I recommend running two different classes for these small node groups, beginning with A or B, to stress the network by taking a small problem and spreading it across a number of processes. However, real systems are seldom run this way, because it is not an efficient use of the system. Therefore, I would also run the largest class problem possible to stress the memory, CPU, and network.

After running these tests, you again perform a statistical analysis on the results in the exact same manner as described for the single-node runs: compute the average and standard deviation of the tests, look for outliers in the data, run more tests on those groups, and perhaps triage the nodes if needed. I would also recommend comparing the nodes in this outlier groups to the outliers in the single-node tests to look for correlation.

As with the single-node tests, be sure to store the results somewhere you can easily retrieve them, along with the source and binaries and how you built the code, including versions.

Larger Node Groups

After running small groups of nodes you can run larger groups by combining the smaller groups. How many nodes you use in these larger groups is up to you. Regardless, you should follow the same process as used for the single-node and small node count tests. The most important thing to remember is to store the results once you are done.

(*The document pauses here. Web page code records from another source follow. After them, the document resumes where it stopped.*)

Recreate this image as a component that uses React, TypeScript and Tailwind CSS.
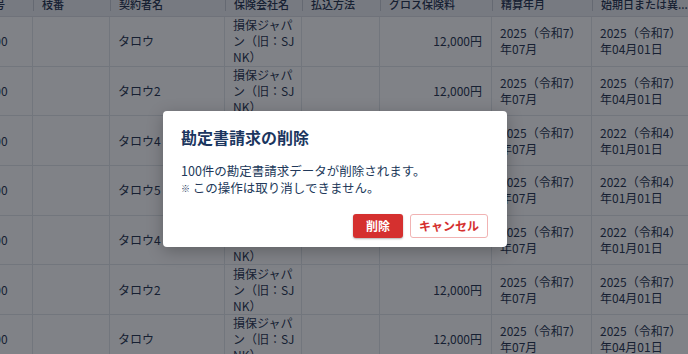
import React from "react";

type Row = {
  no: string;
  name: string;
  company: string;
  gross: string;
  settle: string;
  start: string;
};

const COMPANY = "損保ジャパン（旧：SJNK）";

const ROWS: Row[] = [
  { no: "1000000", name: "タロウ", company: COMPANY, gross: "12,000円", settle: "2025（令和7）年07月", start: "2025（令和7）年04月01日" },
  { no: "1000000", name: "タロウ2", company: COMPANY, gross: "12,000円", settle: "2025（令和7）年07月", start: "2025（令和7）年04月01日" },
  { no: "1000000", name: "タロウ4", company: COMPANY, gross: "12,000円", settle: "2025（令和7）年07月", start: "2022（令和4）年01月01日" },
  { no: "1000000", name: "タロウ5", company: COMPANY, gross: "12,000円", settle: "2025（令和7）年07月", start: "2022（令和4）年01月01日" },
  { no: "1000000", name: "タロウ4", company: COMPANY, gross: "12,000円", settle: "2025（令和7）年07月", start: "2022（令和4）年01月01日" },
  { no: "1000000", name: "タロウ2", company: COMPANY, gross: "12,000円", settle: "2025（令和7）年07月", start: "2025（令和7）年04月01日" },
  { no: "1000000", name: "タロウ", company: COMPANY, gross: "12,000円", settle: "2025（令和7）年07月", start: "2025（令和7）年04月01日" },
];

// column widths, first one is partly scrolled out to the left
const COLS = ["w-[80px]", "w-[77px]", "w-[115px]", "w-[77px]", "w-[78px]", "w-[112px]", "w-[100px]", "w-[100px]"];

const HEADERS = ["証券番号", "枝番", "契約者名", "保険会社名", "払込方法", "グロス保険料", "精算年月", "始期日または異..."];

function HeaderRow() {
  return (
    <div className="flex h-[26px] bg-[#eceef2] border-b border-[#dcdfe5]">
      {HEADERS.map((h, i) => (
        <div key={h} className={`${COLS[i]} shrink-0 flex items-center overflow-hidden`}>
          {i > 0 && <span className="w-px h-[14px] bg-[#c9cdd5] shrink-0" />}
          <span className="pl-2 whitespace-nowrap text-[11px] font-medium text-[#2d3a55]">{h}</span>
        </div>
      ))}
    </div>
  );
}

function Cell({ i, className = "", children }: { i: number; className?: string; children?: React.ReactNode }) {
  return (
    <div className={`${COLS[i]} shrink-0 flex items-center border-r border-[#e3e6eb] ${className}`}>
      {children}
    </div>
  );
}

function BodyRow({ row }: { row: Row }) {
  return (
    <div className="flex h-[49.7px] bg-white border-b border-[#e3e6eb]">
      <Cell i={0} className="px-2 whitespace-nowrap">{row.no}</Cell>
      <Cell i={1} />
      <Cell i={2} className="px-2">{row.name}</Cell>
      <Cell i={3} className="pl-2 pr-[4px] break-all">{row.company}</Cell>
      <Cell i={4} />
      <Cell i={5} className="justify-end pr-[9px]">{row.gross}</Cell>
      <Cell i={6} className="px-2">{row.settle}</Cell>
      <Cell i={7} className="px-2 border-r-0">{row.start}</Cell>
    </div>
  );
}

function DeleteDialog() {
  return (
    <div className="w-[344px] h-[136px] bg-white rounded-[4px] shadow-[0_4px_16px_rgba(0,0,0,0.25)] px-[18px] pt-[14px] pb-[9px] flex flex-col">
      <h2 className="text-[16px] leading-[24px] font-bold text-[#1b365f]">勘定書請求の削除</h2>
      <div className="mt-[13px] text-[12.5px] leading-[17px] text-[#22395a]">
        <p>100件の勘定書請求データが削除されます。</p>
        <p>
          <span className="text-[9px] align-[1px]">※</span> この操作は取り消しできません。
        </p>
      </div>
      <div className="mt-auto flex justify-end gap-[7px] pr-px">
        <button className="w-[50px] h-[24px] rounded-[3px] bg-[#d5302f] text-white text-[12px] font-bold shadow-[0_1px_2px_rgba(0,0,0,0.3)]">
          削除
        </button>
        <button className="w-[78px] h-[24px] rounded-[3px] bg-white border border-[#f1b3b3] text-[#d5302f] text-[12px] font-bold">
          キャンセル
        </button>
      </div>
    </div>
  );
}

export default function App() {
  return (
    <div
      className="relative w-[688px] h-[354px] overflow-hidden bg-white text-[12px] leading-[16px] text-[#2d3a55]"
      style={{ fontFamily: '"Noto Sans CJK JP", "Noto Sans", sans-serif' }}
    >
      <div className="ml-[-47px] mt-[-9px] w-max">
        <HeaderRow />
        {ROWS.map((r, i) => (
          <BodyRow key={i} row={r} />
        ))}
      </div>

      {/* modal overlay */}
      <div className="absolute inset-0 bg-[rgba(2,6,16,0.5)]">
        <div className="absolute left-[163px] top-[111px]">
          <DeleteDialog />
        </div>
      </div>
    </div>
  );
}
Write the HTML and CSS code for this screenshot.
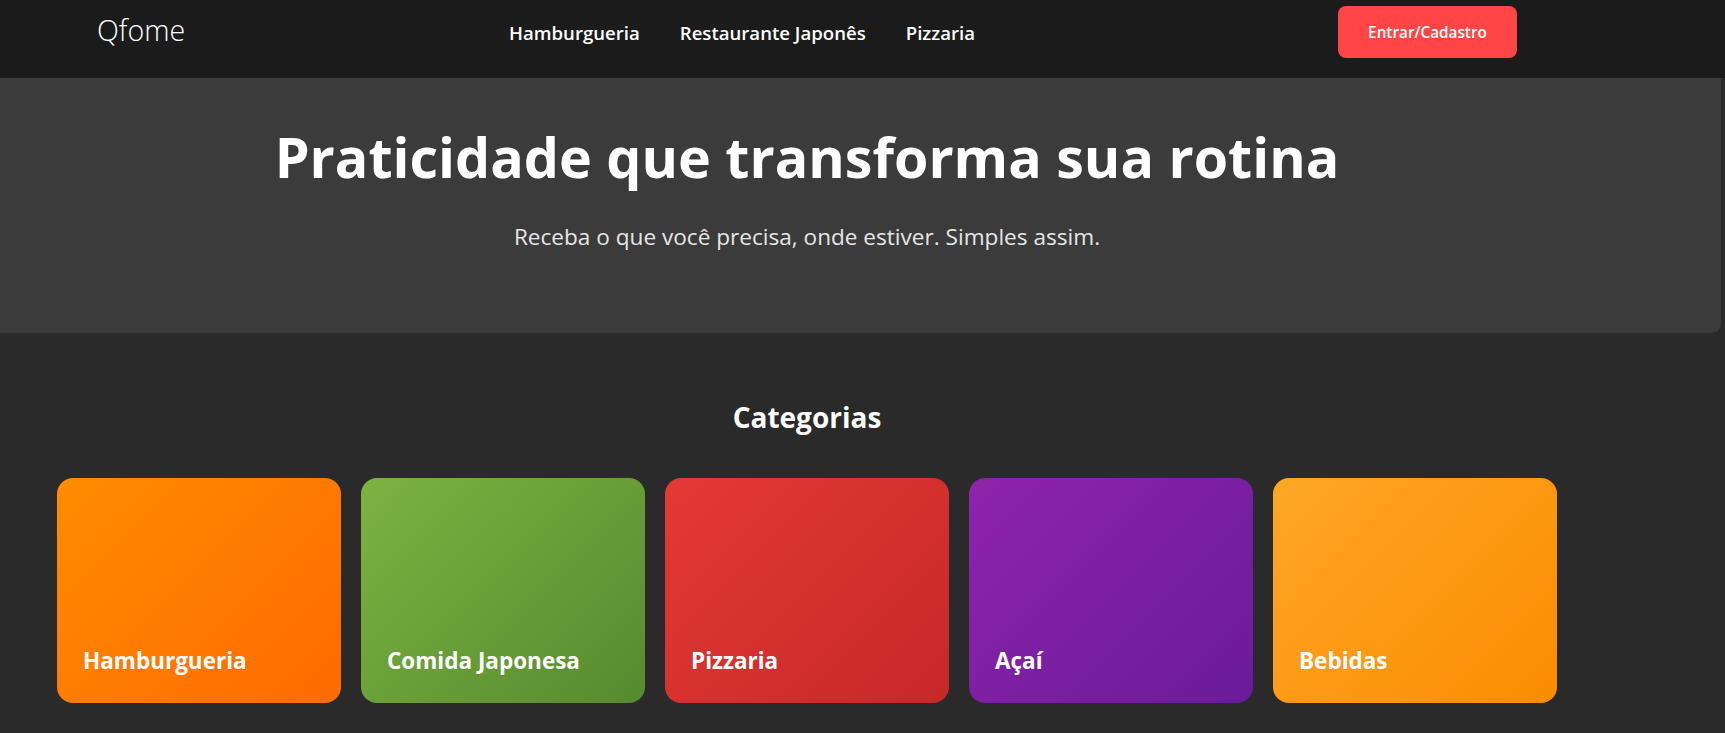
FILE: index.html
```html
<!DOCTYPE html>
<html lang="pt-BR">
<head>
<meta charset="utf-8">
<title>Qfome</title>
<link rel="stylesheet" href="styles.css">
</head>
<body>
<header class="site-header">
  <div class="header-inner">
    <div class="logo">Qfome</div>
    <nav class="main-nav">
      <a href="#">Hamburgueria</a>
      <a href="#">Restaurante Japonês</a>
      <a href="#">Pizzaria</a>
    </nav>
    <a href="#" class="btn-login">Entrar/Cadastro</a>
  </div>
</header>
<section class="hero">
  <div class="hero-inner">
    <h1 class="hero-title">Praticidade que transforma sua rotina</h1>
    <p class="hero-sub">Receba o que você precisa, onde estiver. Simples assim.</p>
  </div>
</section>
<section class="categories">
  <h2 class="section-title">Categorias</h2>
  <div class="cat-grid">
    <a href="#" class="cat-card cat-burger"><span class="cat-label">Hamburgueria</span></a>
    <a href="#" class="cat-card cat-japa"><span class="cat-label">Comida Japonesa</span></a>
    <a href="#" class="cat-card cat-pizza"><span class="cat-label">Pizzaria</span></a>
    <a href="#" class="cat-card cat-acai"><span class="cat-label">Açaí</span></a>
    <a href="#" class="cat-card cat-drinks"><span class="cat-label">Bebidas</span></a>
  </div>
</section>
</body>
</html>
```
FILE: styles.css
```css
* { box-sizing: border-box; }
html, body { margin: 0; padding: 0; }
body {
  background: #2a2a2a;
  color: #ffffff;
  font-family: "Open Sans", "Noto Sans", "DejaVu Sans", sans-serif;
  width: 1725px;
  min-height: 733px;
  overflow: hidden;
}
a { color: inherit; text-decoration: none; }

.site-header {
  background: #1b1b1b;
  height: 78px;
}
.header-inner {
  display: grid;
  grid-template-columns: 412px 1fr auto;
  align-items: center;
  width: 1420px;
  margin-left: 97px;
  padding-top: 6px;
  height: 58px;
}
.logo {
  font-size: 28.6px;
  font-weight: 300;
  justify-self: start;
  margin-top: -6px;
}
.main-nav {
  display: flex;
  gap: 40px;
  font-size: 18.6px;
  font-weight: 600;
}
.btn-login {
  display: flex;
  align-items: center;
  justify-content: center;
  width: 179px;
  height: 52px;
  background: #ff4545;
  border-radius: 8px;
  font-size: 15.3px;
  font-weight: 600;
}

.hero {
  background: #3b3b3b;
  width: 1721px;
  height: 255px;
  border-radius: 0 0 9px 0;
}
.hero-inner {
  width: 1614px;
  text-align: center;
  padding-top: 43px;
}
.hero-title {
  margin: 0;
  font-size: 55.6px;
  font-weight: 700;
  line-height: 72px;
}
.hero-sub {
  margin: 28px 0 0;
  font-size: 22.6px;
  color: #e6e6e6;
  line-height: 32px;
}

.categories {
  width: 1614px;
}
.section-title {
  margin: 0;
  padding-top: 66px;
  text-align: center;
  font-size: 28px;
  font-weight: 700;
  line-height: 36px;
}
.cat-grid {
  display: grid;
  grid-template-columns: repeat(5, 284px);
  gap: 20px;
  margin: 43px 0 0 57px;
}
.cat-card {
  height: 225px;
  border-radius: 16px;
  display: flex;
  align-items: flex-end;
  padding: 0 24px 28px 26px;
}
.cat-label {
  font-size: 22.5px;
  font-weight: 700;
  line-height: 28px;
}
.cat-burger { background: linear-gradient(135deg, #ff8c00, #ff6a00); }
.cat-japa { background: linear-gradient(135deg, #7cb342, #558b2f); }
.cat-pizza { background: linear-gradient(135deg, #e53935, #c62828); }
.cat-acai { background: linear-gradient(135deg, #8e24aa, #6a1b9a); }
.cat-drinks { background: linear-gradient(135deg, #ffa726, #fb8c00); }
```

If you want, you can repeat the process of testing larger and larger node groups until you reach the entire cluster. Sometimes this is useful if you are trying to do a TOP500 run, because you can leave slower nodes out of the run that hurt the final result. However, what you have after you finish all of these tests – from the single-node benchmarks to the larger node count tests – is some very important and extremely useful information: a fairly extensive database of benchmark results that includes the results from standard benchmarks for all of the individual nodes and groups of nodes, as well as a history of outlier nodes relative to the others. This kind of information can be extremely valuable to HPC system administrators.